Hence, the output of the cluster is represented as

Z = {z_{1}, z_{2}, z_{3}, \dots}

(10)

where $z_{1}$ , $z_{2}$ and $z_{3}$ are the cluster members.

3.2.2. Cluster group retrieval using inverted indexing

The proposed cluster-based inverted indexing algorithm uses the inverted indexing process to perform the indexing mechanism. Here, the input query keyword is sent to the clustered groups. Based on the keyword query, the documents are retrieved from different cluster groups. When the matched keyword is present in more than one document in different cluster groups, then all the documents are retrieved. Accordingly, different documents from various cluster groups are retrieved through inverted indexing. The inverted indexing is used along with the clustering algorithm to perform the document indexing efficiently. The documents are indexed based on the related matched keyword. The query keyword is forwarded to each cluster group to search for the matching documents, where each cluster group contains many documents. Thus, for each query keyword, the entire documents are searched from various cluster groups, and only the matched documents are retrieved using the indexing process. Hence, any document is indexed using the inverted indexing process, and the resulted retrieved documents are further used to process with the query matching mechanism.

3.3. Complex query matching using the Bhattacharyya distance

The result of the inverted indexing stage is further subjected to the query matching stage. Complex query matching is performed for the user queries, like multigram queries or semantic queries, to generate the results. Semantic queries are contextual and associative. Semantic query focuses on retrieving the documents implicitly and explicitly depending on the structural, semantic and syntactic information present in the information. It is designed to deliver the results through the query matching criteria. Semantic query processes the relationship between the documents based on the semantics of the unstructured data. The query matching process utilises the Bhattacharyya distance to produce better query matching results. The Bhattacharyya distance measure finds similar documents based on the minimum distance measure. Based on the Bhattacharyya coefficient, the Bhattacharyya distance measures the document differences in the retrieval process. The Bhattacharyya distance is represented as

X (k, l) = \frac{1}{4} In (\frac{1}{4} (\frac{λ_{k}^{2}}{λ_{l}^{2}} + \frac{λ_{l}^{2}}{λ_{k}^{2}} + 2)) + \frac{1}{4} (\frac{{(σ_{k} - σ_{l})}^{2}}{λ_{k}^{2} + λ_{l}^{2}})

(11)

where $λ_{k}^{2}$ denotes the variance of $k th$ documents, $σ_{k}$ represents the mean of the $k th$ documents, $X (k, l)$ denotes the Bhattacharyya distance between the two documents, and $k, l$ denote the two different documents, respectively. The complex query matching process is performed based on the Bhattacharyya distance, which uses the keyword query to search the relevant documents in the cluster groups. Once the relevant documents are retrieved, the query matching again searches the documents, which is retrieved by the cluster-based inverted indexing algorithm. Among all the selected documents, the query matching retrieves the exact documents based on the preference of the user. Thus, the query matching using the Bhattacharyya distance produces better matching results. Figure 2 shows the schematic diagram of query matching.

Figure 2.

Schematic diagram of complex query matching.

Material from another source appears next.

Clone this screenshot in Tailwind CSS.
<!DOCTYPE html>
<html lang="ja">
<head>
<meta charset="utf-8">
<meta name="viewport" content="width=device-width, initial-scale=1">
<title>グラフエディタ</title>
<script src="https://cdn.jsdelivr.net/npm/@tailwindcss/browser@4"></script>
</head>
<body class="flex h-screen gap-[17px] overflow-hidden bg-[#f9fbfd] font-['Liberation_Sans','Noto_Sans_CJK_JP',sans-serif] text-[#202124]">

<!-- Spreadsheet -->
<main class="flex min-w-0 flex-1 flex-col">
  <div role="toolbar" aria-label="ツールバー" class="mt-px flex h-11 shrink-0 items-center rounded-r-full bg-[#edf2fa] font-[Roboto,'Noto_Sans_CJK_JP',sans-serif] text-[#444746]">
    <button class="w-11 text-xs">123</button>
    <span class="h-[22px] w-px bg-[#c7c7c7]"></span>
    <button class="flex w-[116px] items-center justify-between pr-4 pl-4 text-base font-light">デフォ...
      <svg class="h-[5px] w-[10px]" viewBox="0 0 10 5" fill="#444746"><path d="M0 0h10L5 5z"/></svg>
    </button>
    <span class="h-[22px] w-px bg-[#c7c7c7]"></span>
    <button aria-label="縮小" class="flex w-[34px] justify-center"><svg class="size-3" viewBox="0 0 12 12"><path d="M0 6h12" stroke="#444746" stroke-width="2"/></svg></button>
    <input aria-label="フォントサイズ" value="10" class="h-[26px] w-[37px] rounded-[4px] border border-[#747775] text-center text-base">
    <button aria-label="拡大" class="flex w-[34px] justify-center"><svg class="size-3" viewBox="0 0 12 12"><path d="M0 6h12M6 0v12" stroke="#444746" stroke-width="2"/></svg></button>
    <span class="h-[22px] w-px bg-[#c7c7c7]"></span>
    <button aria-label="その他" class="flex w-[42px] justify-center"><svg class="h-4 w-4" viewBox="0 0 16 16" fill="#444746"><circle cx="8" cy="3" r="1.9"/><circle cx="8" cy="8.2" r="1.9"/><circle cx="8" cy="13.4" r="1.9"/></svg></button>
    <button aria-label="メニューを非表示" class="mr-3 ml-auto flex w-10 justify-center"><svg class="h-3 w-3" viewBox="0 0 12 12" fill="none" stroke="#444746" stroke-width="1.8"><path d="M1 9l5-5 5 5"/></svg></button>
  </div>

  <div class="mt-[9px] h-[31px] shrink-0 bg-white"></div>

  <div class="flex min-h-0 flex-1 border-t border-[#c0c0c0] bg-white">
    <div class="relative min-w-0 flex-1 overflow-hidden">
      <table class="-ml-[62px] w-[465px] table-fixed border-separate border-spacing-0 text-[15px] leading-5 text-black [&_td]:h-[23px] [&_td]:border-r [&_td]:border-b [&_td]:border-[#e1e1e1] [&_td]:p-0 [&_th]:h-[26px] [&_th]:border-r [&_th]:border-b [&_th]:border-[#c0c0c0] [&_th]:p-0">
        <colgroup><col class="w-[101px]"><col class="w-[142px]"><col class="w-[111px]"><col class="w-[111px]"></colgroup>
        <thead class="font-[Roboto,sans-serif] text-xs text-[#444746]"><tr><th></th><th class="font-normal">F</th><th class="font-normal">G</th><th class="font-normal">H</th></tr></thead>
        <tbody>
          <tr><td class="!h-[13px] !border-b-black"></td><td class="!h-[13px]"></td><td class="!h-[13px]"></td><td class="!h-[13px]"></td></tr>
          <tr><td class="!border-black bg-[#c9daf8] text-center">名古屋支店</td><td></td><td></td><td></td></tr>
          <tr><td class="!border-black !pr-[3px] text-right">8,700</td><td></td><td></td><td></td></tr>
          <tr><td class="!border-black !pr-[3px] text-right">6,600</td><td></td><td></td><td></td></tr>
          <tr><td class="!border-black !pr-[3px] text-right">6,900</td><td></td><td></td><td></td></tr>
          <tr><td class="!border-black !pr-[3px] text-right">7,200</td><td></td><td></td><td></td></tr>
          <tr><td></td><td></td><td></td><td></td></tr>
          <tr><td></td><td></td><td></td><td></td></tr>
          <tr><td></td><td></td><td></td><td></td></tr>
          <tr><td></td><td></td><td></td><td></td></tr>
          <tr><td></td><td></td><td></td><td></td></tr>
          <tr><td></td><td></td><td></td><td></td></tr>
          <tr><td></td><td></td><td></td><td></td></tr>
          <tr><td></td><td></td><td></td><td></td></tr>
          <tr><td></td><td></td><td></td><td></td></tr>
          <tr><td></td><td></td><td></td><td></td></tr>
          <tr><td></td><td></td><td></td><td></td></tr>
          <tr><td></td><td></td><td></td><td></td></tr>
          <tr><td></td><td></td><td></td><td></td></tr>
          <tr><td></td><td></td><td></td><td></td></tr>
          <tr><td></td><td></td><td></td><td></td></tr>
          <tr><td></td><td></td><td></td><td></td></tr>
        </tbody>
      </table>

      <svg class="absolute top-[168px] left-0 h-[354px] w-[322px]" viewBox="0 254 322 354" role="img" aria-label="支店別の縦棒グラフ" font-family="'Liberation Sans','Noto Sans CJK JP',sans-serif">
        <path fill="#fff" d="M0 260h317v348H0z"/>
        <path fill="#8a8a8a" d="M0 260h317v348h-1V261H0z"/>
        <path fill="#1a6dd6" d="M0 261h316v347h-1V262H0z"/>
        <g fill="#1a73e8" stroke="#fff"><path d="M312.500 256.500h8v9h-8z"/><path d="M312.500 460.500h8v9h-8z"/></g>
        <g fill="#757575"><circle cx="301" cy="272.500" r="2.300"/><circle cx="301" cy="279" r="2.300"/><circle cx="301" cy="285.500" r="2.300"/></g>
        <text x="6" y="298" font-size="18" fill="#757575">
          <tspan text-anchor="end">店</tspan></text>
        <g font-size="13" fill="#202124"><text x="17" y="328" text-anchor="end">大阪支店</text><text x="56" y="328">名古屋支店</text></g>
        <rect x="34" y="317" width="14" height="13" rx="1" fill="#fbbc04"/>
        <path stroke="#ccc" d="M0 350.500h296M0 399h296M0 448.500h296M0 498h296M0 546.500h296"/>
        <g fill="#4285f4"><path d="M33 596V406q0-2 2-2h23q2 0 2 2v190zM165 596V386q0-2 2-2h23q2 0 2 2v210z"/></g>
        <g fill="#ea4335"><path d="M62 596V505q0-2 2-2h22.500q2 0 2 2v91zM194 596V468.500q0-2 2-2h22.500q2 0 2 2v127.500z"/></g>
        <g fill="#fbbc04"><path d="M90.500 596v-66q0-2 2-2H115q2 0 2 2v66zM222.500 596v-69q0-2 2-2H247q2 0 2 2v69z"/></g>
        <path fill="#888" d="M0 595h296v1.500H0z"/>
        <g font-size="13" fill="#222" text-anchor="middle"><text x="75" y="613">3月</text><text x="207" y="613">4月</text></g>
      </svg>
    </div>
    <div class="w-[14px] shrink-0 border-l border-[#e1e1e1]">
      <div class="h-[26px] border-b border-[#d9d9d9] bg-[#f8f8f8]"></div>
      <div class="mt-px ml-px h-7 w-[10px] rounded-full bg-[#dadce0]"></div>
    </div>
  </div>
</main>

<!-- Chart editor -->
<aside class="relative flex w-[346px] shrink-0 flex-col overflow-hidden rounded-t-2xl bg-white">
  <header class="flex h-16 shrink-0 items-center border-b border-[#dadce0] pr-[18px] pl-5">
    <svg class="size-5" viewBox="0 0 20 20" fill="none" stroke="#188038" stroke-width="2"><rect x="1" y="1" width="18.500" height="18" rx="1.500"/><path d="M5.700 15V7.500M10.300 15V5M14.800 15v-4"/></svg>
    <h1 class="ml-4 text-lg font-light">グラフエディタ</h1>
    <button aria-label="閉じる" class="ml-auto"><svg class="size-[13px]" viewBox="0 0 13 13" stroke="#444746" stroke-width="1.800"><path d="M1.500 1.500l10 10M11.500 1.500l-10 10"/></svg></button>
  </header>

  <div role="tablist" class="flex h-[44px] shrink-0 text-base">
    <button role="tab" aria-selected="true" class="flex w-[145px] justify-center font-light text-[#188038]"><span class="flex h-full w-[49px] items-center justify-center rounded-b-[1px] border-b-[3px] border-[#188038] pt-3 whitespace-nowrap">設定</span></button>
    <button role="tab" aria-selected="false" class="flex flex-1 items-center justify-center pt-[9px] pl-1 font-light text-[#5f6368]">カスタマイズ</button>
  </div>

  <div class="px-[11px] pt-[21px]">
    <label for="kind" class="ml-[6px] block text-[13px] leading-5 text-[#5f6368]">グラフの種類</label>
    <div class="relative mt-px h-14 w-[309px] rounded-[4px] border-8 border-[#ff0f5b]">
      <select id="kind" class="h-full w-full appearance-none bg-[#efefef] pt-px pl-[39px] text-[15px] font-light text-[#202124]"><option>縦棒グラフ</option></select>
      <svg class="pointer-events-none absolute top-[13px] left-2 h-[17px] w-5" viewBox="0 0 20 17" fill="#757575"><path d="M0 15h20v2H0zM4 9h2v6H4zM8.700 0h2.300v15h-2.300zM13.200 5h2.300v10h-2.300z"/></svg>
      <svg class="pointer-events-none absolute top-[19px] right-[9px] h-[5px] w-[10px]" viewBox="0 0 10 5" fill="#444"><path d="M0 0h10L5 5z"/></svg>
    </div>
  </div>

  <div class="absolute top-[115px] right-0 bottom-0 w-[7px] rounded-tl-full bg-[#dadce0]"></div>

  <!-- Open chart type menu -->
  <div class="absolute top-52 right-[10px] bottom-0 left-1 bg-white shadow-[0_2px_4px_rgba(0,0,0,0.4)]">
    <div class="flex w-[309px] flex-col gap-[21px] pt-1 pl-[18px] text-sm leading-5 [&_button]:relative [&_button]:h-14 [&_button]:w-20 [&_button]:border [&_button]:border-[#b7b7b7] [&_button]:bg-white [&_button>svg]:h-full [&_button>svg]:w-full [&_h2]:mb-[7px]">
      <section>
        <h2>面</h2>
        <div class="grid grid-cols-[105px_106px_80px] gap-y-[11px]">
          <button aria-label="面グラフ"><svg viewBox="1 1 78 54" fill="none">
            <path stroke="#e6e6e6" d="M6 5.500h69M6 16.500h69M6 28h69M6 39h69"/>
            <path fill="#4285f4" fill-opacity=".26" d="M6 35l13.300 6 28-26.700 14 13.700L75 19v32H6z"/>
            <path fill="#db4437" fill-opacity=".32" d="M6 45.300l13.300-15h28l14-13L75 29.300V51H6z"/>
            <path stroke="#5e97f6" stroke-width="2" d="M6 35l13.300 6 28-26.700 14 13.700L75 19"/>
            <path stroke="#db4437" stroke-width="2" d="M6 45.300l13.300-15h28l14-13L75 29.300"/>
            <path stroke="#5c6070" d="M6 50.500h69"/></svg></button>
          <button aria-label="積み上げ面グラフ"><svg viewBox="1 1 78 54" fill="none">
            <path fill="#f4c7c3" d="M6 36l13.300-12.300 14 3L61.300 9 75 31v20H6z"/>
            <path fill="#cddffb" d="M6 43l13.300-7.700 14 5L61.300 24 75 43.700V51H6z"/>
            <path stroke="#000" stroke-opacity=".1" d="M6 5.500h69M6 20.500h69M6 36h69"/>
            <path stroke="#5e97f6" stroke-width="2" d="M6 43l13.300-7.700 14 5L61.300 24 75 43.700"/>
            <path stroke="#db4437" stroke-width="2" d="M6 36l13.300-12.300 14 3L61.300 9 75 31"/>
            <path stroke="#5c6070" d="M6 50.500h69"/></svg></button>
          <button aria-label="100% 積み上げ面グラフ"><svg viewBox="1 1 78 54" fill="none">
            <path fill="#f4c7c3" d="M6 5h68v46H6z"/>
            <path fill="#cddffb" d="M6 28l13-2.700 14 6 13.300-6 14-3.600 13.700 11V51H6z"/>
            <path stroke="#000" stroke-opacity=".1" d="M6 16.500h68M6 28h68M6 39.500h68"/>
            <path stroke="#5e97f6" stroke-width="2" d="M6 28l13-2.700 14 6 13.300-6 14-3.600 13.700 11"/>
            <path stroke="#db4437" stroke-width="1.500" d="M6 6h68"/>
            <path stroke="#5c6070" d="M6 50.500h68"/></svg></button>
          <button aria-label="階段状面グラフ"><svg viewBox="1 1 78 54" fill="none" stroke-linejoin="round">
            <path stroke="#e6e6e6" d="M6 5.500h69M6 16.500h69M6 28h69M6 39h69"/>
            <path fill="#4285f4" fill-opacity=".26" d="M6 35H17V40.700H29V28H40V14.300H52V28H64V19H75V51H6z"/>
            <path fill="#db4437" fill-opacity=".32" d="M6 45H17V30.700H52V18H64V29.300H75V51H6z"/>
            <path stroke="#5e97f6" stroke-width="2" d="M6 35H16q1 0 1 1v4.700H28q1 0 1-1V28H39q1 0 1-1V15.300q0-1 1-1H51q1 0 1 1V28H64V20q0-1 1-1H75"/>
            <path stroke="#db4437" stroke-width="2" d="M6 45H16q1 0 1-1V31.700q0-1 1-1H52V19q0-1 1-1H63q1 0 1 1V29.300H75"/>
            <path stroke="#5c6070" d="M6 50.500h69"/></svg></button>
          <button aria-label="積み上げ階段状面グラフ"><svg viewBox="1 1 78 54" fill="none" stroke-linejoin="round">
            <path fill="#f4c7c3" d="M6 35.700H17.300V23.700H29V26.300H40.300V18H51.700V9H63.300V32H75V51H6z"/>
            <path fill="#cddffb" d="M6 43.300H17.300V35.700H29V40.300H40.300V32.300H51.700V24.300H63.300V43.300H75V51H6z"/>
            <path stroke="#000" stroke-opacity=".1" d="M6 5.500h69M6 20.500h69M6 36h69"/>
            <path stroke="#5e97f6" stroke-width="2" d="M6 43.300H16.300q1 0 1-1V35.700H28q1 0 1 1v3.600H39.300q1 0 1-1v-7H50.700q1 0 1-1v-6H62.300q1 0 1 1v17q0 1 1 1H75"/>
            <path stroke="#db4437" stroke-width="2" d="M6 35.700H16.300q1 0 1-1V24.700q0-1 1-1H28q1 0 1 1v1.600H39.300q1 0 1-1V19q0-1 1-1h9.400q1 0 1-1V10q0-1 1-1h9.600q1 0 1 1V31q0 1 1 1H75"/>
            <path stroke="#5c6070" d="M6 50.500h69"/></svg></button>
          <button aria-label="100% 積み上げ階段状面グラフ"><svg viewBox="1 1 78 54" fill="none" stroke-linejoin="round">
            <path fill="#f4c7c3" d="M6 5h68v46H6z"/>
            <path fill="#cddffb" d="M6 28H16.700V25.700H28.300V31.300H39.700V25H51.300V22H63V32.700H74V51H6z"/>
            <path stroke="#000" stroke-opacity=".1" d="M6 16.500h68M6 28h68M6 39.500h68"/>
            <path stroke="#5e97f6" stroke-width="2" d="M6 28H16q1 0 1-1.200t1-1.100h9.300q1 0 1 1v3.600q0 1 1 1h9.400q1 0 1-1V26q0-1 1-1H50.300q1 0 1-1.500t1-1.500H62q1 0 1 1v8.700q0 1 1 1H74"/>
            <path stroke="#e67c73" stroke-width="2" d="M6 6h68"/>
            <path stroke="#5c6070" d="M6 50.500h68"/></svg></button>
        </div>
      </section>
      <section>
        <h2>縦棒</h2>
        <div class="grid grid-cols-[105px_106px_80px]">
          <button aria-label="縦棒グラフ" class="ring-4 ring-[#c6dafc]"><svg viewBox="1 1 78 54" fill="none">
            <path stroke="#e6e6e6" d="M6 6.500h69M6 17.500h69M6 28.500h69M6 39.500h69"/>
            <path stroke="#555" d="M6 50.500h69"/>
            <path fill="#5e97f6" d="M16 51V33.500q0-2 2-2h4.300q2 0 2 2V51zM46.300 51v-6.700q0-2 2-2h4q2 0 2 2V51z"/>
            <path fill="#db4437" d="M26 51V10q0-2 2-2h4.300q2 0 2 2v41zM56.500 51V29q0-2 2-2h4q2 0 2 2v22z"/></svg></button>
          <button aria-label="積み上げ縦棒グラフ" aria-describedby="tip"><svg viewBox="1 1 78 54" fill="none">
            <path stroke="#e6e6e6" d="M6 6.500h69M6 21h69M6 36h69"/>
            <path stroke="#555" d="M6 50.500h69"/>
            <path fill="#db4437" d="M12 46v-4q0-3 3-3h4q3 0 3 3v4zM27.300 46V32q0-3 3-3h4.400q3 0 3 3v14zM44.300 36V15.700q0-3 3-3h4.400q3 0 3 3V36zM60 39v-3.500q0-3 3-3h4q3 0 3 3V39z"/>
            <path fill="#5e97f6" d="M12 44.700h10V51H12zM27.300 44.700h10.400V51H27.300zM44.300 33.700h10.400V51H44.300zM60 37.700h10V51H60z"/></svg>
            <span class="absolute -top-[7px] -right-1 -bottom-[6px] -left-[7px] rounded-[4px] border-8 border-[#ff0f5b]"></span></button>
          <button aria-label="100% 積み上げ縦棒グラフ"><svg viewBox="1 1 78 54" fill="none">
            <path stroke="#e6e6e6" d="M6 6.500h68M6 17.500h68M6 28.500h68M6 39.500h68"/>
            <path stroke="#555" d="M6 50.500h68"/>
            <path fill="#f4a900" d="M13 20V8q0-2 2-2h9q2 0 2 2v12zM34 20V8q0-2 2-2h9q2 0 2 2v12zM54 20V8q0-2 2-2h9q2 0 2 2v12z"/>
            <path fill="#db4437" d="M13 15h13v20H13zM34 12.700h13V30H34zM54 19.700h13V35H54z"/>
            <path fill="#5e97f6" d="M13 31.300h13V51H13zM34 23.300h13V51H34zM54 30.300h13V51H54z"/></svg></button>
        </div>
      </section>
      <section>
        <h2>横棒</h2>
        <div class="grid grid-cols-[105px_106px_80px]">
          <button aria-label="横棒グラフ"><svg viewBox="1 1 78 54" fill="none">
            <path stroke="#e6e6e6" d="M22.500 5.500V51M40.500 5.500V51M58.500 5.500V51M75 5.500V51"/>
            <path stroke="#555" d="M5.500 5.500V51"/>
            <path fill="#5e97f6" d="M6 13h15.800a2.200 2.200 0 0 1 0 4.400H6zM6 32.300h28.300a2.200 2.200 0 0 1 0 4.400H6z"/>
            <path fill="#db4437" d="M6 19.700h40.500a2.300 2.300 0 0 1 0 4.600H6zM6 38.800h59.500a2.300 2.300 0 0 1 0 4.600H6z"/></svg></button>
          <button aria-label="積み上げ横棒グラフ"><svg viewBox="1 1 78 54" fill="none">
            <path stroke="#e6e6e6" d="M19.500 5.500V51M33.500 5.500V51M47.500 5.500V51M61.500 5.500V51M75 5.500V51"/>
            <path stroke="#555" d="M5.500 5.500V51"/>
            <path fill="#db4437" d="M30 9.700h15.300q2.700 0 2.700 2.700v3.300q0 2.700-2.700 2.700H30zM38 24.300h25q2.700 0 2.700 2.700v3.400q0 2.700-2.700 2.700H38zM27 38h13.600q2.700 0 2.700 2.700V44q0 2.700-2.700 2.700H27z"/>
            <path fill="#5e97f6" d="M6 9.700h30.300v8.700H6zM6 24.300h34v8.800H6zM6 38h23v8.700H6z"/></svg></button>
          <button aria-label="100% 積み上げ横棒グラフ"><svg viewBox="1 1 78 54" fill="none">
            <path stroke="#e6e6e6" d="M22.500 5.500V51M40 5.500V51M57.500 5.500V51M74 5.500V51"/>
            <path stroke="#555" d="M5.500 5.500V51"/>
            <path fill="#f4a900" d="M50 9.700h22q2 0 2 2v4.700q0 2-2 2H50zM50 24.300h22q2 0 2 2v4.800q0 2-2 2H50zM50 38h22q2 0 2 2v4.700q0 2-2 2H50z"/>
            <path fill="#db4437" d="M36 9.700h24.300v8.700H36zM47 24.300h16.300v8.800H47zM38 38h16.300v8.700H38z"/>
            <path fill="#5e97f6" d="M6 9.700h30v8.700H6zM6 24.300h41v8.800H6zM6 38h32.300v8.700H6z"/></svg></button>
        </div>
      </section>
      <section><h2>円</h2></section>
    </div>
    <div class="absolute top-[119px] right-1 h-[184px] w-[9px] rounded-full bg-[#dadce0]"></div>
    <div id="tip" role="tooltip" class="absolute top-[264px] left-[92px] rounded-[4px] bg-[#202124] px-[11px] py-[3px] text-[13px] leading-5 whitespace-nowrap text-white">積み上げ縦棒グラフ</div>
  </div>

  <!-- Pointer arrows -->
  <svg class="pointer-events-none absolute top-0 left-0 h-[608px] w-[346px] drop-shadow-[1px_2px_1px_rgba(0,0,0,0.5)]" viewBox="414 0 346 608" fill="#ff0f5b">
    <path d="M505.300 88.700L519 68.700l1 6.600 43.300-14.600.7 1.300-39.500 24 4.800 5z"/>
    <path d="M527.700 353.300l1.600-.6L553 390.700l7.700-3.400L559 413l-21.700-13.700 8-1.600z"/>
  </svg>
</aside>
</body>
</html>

In the complex query matching stage, the input keyword is sent to the cluster groups. In this context, two cluster groups are considered that are referred to as cluster group-1 and cluster group-2. The cluster group-1 has the documents as, $s_{1}$ , $s_{2}$ , $s_{3}$ , $s_{4}$ , $s_{5}$ and $s_{6}$ , and the cluster group-2 contains the documents as, $y_{1}$ , $y_{2}$ , $y_{3}$ , $y_{4}$ , $y_{5}$ and $y_{6}$ , respectively. The keyword is matched with every document in both the cluster groups to retrieve the relevant documents. The content of the documents, which is matched with the input keyword, is selected from both clusters. Moreover, if the searching keyword is matched with the cluster groups, the documents $s_{2}$ and $s_{6}$ in the cluster group-1 and the document $y_{4}$ in the cluster group-2 are retrieved. Hence, the keyword searches the similar documents among both the cluster groups, and the documents $s_{2}$ , $s_{6}$ and $y_{4}$ are retrieved based on the best matching results.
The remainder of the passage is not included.